Masculine or Feminine

Here’s the secret sauce that seems to be neglected in nearly all discussions of rhyme.  The rhythm of the words matters!  If you want your listener to “hear” the satisfying rhyme resolution when your word doesn’t end with a stressed syllable, you need to rhyme the final stressed syllable as well as the final unstressed syllable(s).

“Coffee” and “train fee” is an attempt to rhyme two syllables, but a rhyme on “fee” doesn’t appear because of the mismatched stress patterns.  “Coffee” is stressed on the first syllable, unstressed on the second; “train fee” is two strong stresses.  More examples of failed rhymes thanks to mismatched stress patterns (say them out loud and listen):

coffee / iced tea
it was you / broke curfew
pleasure / for sure

What about “coffee” and “toffee”?  Ahhhh, a satisfying rhyme – you might even say tasty.  Now, the rhyme resolves heartily in our ear because the stressed first syllables rhyme before the rhyme of the unstressed second syllable.

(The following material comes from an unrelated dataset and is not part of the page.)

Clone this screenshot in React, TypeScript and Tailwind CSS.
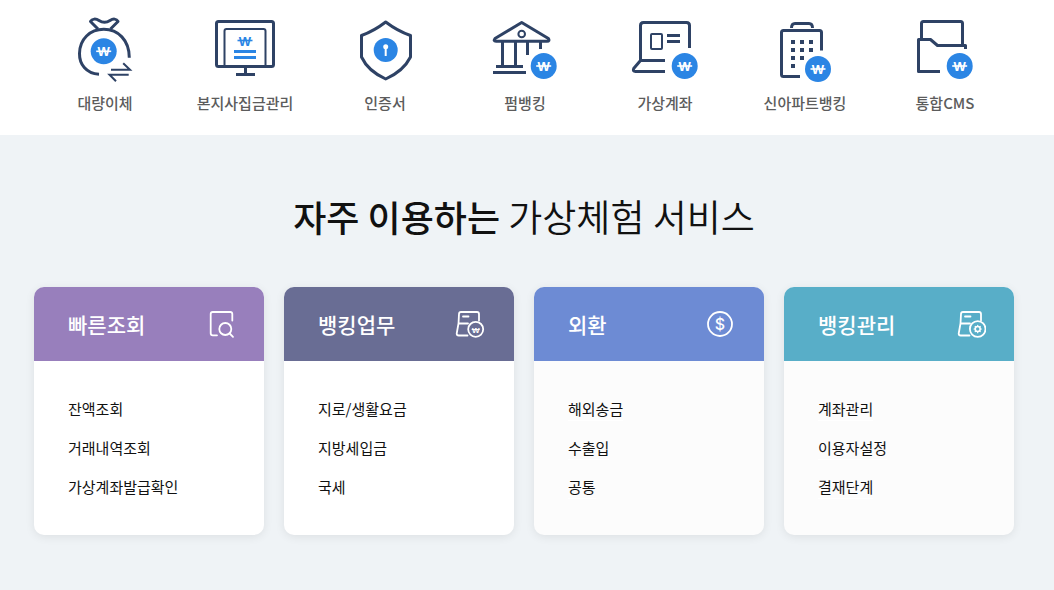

Rhyming away from the final syllable is called Feminine rhyming.

Rhyming the last syllable – and it only works where the last syllable is stressed – is called Masculine rhyming.

A big part of this – and a big part of setting words to music – is understanding that the beats in the music are naturally designed to pair with either stressed syllables or unstressed syllables, and the placement of an unstressed syllable on a strong beat feels like a marching band suddenly trying to step two “lefts” before the next “right”.  But I’ll save strong beats for another discussion…

To Sum Up

Rhyming away from the final syllable is called Feminine rhyming.

Rhyming the stressed final syllable is called Masculine rhyming.

Rhyming one word with a stressed final syllable and another with an unstressed final syllable is called… not really rhyming.